All of the data should be repeated exactly; pictures are not part of the copy.

**Given data:**
○ ○ ○ ○
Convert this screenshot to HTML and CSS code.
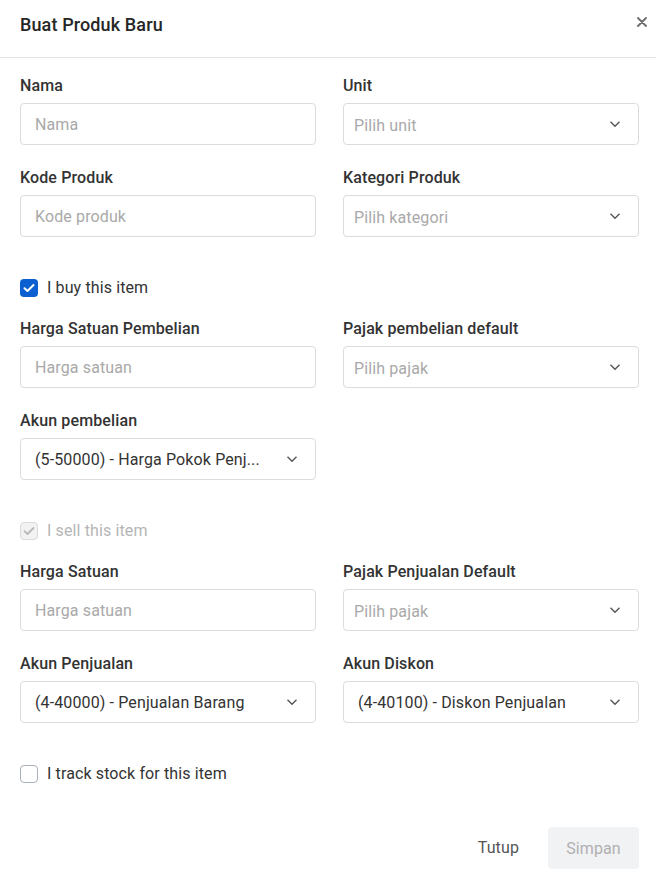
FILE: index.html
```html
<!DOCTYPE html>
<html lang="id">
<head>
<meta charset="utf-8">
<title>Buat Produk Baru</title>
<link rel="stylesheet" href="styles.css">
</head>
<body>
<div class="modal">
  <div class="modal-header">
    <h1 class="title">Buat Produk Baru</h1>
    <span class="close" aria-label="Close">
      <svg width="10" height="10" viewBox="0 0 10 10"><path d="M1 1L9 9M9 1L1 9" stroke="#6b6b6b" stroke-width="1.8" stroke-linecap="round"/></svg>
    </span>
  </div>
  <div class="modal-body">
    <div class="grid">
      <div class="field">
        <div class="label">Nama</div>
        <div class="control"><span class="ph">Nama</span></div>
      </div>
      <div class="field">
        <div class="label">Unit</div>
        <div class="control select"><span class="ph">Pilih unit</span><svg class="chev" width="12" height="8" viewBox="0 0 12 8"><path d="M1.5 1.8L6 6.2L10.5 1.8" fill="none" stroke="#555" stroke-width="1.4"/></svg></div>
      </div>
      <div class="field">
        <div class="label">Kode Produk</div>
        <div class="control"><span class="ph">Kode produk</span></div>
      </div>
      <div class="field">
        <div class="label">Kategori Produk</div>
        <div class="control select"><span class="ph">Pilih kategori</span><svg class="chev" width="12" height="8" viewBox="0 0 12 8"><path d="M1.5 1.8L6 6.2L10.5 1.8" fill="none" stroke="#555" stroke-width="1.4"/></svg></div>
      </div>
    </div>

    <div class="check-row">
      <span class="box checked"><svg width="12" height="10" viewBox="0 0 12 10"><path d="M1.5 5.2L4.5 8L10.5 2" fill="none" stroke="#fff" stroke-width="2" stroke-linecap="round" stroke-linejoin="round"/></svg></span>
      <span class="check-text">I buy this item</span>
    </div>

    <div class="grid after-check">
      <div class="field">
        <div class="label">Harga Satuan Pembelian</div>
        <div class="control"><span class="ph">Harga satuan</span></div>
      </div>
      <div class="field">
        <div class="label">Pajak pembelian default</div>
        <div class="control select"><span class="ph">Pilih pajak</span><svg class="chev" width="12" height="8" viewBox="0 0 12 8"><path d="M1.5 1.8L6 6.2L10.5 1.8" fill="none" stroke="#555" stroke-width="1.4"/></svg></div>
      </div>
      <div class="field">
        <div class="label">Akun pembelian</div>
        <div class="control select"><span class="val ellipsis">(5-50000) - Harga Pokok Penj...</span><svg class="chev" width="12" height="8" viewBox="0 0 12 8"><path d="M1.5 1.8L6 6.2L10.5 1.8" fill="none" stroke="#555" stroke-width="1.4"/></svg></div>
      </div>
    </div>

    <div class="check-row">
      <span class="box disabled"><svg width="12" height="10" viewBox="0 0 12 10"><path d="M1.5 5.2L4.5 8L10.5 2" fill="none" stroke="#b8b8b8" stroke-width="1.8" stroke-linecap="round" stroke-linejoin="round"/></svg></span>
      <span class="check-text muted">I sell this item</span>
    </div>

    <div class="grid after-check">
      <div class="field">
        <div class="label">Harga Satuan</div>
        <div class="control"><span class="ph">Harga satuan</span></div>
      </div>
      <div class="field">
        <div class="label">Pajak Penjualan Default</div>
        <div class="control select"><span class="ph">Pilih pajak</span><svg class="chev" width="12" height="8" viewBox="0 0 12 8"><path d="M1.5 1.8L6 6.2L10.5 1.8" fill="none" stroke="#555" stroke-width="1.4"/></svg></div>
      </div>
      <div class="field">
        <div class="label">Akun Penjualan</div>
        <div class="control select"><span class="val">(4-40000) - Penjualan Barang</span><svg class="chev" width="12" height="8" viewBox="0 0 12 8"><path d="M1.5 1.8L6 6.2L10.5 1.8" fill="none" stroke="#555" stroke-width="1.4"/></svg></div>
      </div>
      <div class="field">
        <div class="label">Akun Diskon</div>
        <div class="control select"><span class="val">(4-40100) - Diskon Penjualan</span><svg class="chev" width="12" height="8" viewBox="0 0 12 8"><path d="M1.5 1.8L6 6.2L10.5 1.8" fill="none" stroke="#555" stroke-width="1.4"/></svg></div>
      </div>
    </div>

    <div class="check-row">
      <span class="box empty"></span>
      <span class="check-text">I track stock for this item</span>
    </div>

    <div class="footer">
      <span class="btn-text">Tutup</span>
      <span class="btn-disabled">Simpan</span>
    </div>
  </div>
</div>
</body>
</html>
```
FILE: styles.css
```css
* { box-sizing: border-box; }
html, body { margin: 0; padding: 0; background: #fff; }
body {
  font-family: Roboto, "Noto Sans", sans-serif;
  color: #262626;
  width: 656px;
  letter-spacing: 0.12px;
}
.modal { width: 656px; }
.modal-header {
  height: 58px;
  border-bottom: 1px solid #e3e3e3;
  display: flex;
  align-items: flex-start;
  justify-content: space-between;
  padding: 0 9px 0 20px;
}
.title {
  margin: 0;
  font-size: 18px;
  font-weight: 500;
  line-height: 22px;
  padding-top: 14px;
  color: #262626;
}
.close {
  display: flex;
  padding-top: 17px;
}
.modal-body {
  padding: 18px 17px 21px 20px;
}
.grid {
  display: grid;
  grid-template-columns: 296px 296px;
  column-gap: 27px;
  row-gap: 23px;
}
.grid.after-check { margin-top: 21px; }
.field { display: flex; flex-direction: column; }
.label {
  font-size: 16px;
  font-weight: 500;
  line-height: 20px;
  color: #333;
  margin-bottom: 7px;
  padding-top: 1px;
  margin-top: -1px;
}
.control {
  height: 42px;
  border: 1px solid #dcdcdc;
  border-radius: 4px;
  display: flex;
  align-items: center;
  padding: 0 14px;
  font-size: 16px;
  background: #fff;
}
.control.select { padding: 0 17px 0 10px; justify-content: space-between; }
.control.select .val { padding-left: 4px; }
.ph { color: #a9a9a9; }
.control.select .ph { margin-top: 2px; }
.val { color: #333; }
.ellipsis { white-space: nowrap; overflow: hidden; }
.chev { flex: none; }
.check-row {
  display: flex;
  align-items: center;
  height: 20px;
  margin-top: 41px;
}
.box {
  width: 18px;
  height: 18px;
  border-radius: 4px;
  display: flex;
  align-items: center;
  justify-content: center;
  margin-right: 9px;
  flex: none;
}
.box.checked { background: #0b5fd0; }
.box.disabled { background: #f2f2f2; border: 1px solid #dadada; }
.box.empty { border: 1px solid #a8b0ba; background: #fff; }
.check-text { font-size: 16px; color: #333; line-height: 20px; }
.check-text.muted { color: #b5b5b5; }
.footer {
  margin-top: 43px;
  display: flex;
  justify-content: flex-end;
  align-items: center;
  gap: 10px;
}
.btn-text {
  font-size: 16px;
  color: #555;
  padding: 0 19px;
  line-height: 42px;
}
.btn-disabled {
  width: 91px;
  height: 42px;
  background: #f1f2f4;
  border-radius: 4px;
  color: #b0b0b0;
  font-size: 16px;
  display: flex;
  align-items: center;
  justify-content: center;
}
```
○ ○ ○ ○
**Answer to the exercise:**
Convert this screenshot to HTML and CSS code.
FILE: index.html
```html
<!DOCTYPE html>
<html lang="id">
<head>
<meta charset="utf-8">
<title>Buat Produk Baru</title>
<link rel="stylesheet" href="styles.css">
</head>
<body>
<div class="modal">
  <div class="modal-header">
    <h1 class="title">Buat Produk Baru</h1>
    <span class="close" aria-label="Close">
      <svg width="10" height="10" viewBox="0 0 10 10"><path d="M1 1L9 9M9 1L1 9" stroke="#6b6b6b" stroke-width="1.8" stroke-linecap="round"/></svg>
    </span>
  </div>
  <div class="modal-body">
    <div class="grid">
      <div class="field">
        <div class="label">Nama</div>
        <div class="control"><span class="ph">Nama</span></div>
      </div>
      <div class="field">
        <div class="label">Unit</div>
        <div class="control select"><span class="ph">Pilih unit</span><svg class="chev" width="12" height="8" viewBox="0 0 12 8"><path d="M1.5 1.8L6 6.2L10.5 1.8" fill="none" stroke="#555" stroke-width="1.4"/></svg></div>
      </div>
      <div class="field">
        <div class="label">Kode Produk</div>
        <div class="control"><span class="ph">Kode produk</span></div>
      </div>
      <div class="field">
        <div class="label">Kategori Produk</div>
        <div class="control select"><span class="ph">Pilih kategori</span><svg class="chev" width="12" height="8" viewBox="0 0 12 8"><path d="M1.5 1.8L6 6.2L10.5 1.8" fill="none" stroke="#555" stroke-width="1.4"/></svg></div>
      </div>
    </div>

    <div class="check-row">
      <span class="box checked"><svg width="12" height="10" viewBox="0 0 12 10"><path d="M1.5 5.2L4.5 8L10.5 2" fill="none" stroke="#fff" stroke-width="2" stroke-linecap="round" stroke-linejoin="round"/></svg></span>
      <span class="check-text">I buy this item</span>
    </div>

    <div class="grid after-check">
      <div class="field">
        <div class="label">Harga Satuan Pembelian</div>
        <div class="control"><span class="ph">Harga satuan</span></div>
      </div>
      <div class="field">
        <div class="label">Pajak pembelian default</div>
        <div class="control select"><span class="ph">Pilih pajak</span><svg class="chev" width="12" height="8" viewBox="0 0 12 8"><path d="M1.5 1.8L6 6.2L10.5 1.8" fill="none" stroke="#555" stroke-width="1.4"/></svg></div>
      </div>
      <div class="field">
        <div class="label">Akun pembelian</div>
        <div class="control select"><span class="val ellipsis">(5-50000) - Harga Pokok Penj...</span><svg class="chev" width="12" height="8" viewBox="0 0 12 8"><path d="M1.5 1.8L6 6.2L10.5 1.8" fill="none" stroke="#555" stroke-width="1.4"/></svg></div>
      </div>
    </div>

    <div class="check-row">
      <span class="box disabled"><svg width="12" height="10" viewBox="0 0 12 10"><path d="M1.5 5.2L4.5 8L10.5 2" fill="none" stroke="#b8b8b8" stroke-width="1.8" stroke-linecap="round" stroke-linejoin="round"/></svg></span>
      <span class="check-text muted">I sell this item</span>
    </div>

    <div class="grid after-check">
      <div class="field">
        <div class="label">Harga Satuan</div>
        <div class="control"><span class="ph">Harga satuan</span></div>
      </div>
      <div class="field">
        <div class="label">Pajak Penjualan Default</div>
        <div class="control select"><span class="ph">Pilih pajak</span><svg class="chev" width="12" height="8" viewBox="0 0 12 8"><path d="M1.5 1.8L6 6.2L10.5 1.8" fill="none" stroke="#555" stroke-width="1.4"/></svg></div>
      </div>
      <div class="field">
        <div class="label">Akun Penjualan</div>
        <div class="control select"><span class="val">(4-40000) - Penjualan Barang</span><svg class="chev" width="12" height="8" viewBox="0 0 12 8"><path d="M1.5 1.8L6 6.2L10.5 1.8" fill="none" stroke="#555" stroke-width="1.4"/></svg></div>
      </div>
      <div class="field">
        <div class="label">Akun Diskon</div>
        <div class="control select"><span class="val">(4-40100) - Diskon Penjualan</span><svg class="chev" width="12" height="8" viewBox="0 0 12 8"><path d="M1.5 1.8L6 6.2L10.5 1.8" fill="none" stroke="#555" stroke-width="1.4"/></svg></div>
      </div>
    </div>

    <div class="check-row">
      <span class="box empty"></span>
      <span class="check-text">I track stock for this item</span>
    </div>

    <div class="footer">
      <span class="btn-text">Tutup</span>
      <span class="btn-disabled">Simpan</span>
    </div>
  </div>
</div>
</body>
</html>
```
FILE: styles.css
```css
* { box-sizing: border-box; }
html, body { margin: 0; padding: 0; background: #fff; }
body {
  font-family: Roboto, "Noto Sans", sans-serif;
  color: #262626;
  width: 656px;
  letter-spacing: 0.12px;
}
.modal { width: 656px; }
.modal-header {
  height: 58px;
  border-bottom: 1px solid #e3e3e3;
  display: flex;
  align-items: flex-start;
  justify-content: space-between;
  padding: 0 9px 0 20px;
}
.title {
  margin: 0;
  font-size: 18px;
  font-weight: 500;
  line-height: 22px;
  padding-top: 14px;
  color: #262626;
}
.close {
  display: flex;
  padding-top: 17px;
}
.modal-body {
  padding: 18px 17px 21px 20px;
}
.grid {
  display: grid;
  grid-template-columns: 296px 296px;
  column-gap: 27px;
  row-gap: 23px;
}
.grid.after-check { margin-top: 21px; }
.field { display: flex; flex-direction: column; }
.label {
  font-size: 16px;
  font-weight: 500;
  line-height: 20px;
  color: #333;
  margin-bottom: 7px;
  padding-top: 1px;
  margin-top: -1px;
}
.control {
  height: 42px;
  border: 1px solid #dcdcdc;
  border-radius: 4px;
  display: flex;
  align-items: center;
  padding: 0 14px;
  font-size: 16px;
  background: #fff;
}
.control.select { padding: 0 17px 0 10px; justify-content: space-between; }
.control.select .val { padding-left: 4px; }
.ph { color: #a9a9a9; }
.control.select .ph { margin-top: 2px; }
.val { color: #333; }
.ellipsis { white-space: nowrap; overflow: hidden; }
.chev { flex: none; }
.check-row {
  display: flex;
  align-items: center;
  height: 20px;
  margin-top: 41px;
}
.box {
  width: 18px;
  height: 18px;
  border-radius: 4px;
  display: flex;
  align-items: center;
  justify-content: center;
  margin-right: 9px;
  flex: none;
}
.box.checked { background: #0b5fd0; }
.box.disabled { background: #f2f2f2; border: 1px solid #dadada; }
.box.empty { border: 1px solid #a8b0ba; background: #fff; }
.check-text { font-size: 16px; color: #333; line-height: 20px; }
.check-text.muted { color: #b5b5b5; }
.footer {
  margin-top: 43px;
  display: flex;
  justify-content: flex-end;
  align-items: center;
  gap: 10px;
}
.btn-text {
  font-size: 16px;
  color: #555;
  padding: 0 19px;
  line-height: 42px;
}
.btn-disabled {
  width: 91px;
  height: 42px;
  background: #f1f2f4;
  border-radius: 4px;
  color: #b0b0b0;
  font-size: 16px;
  display: flex;
  align-items: center;
  justify-content: center;
}
```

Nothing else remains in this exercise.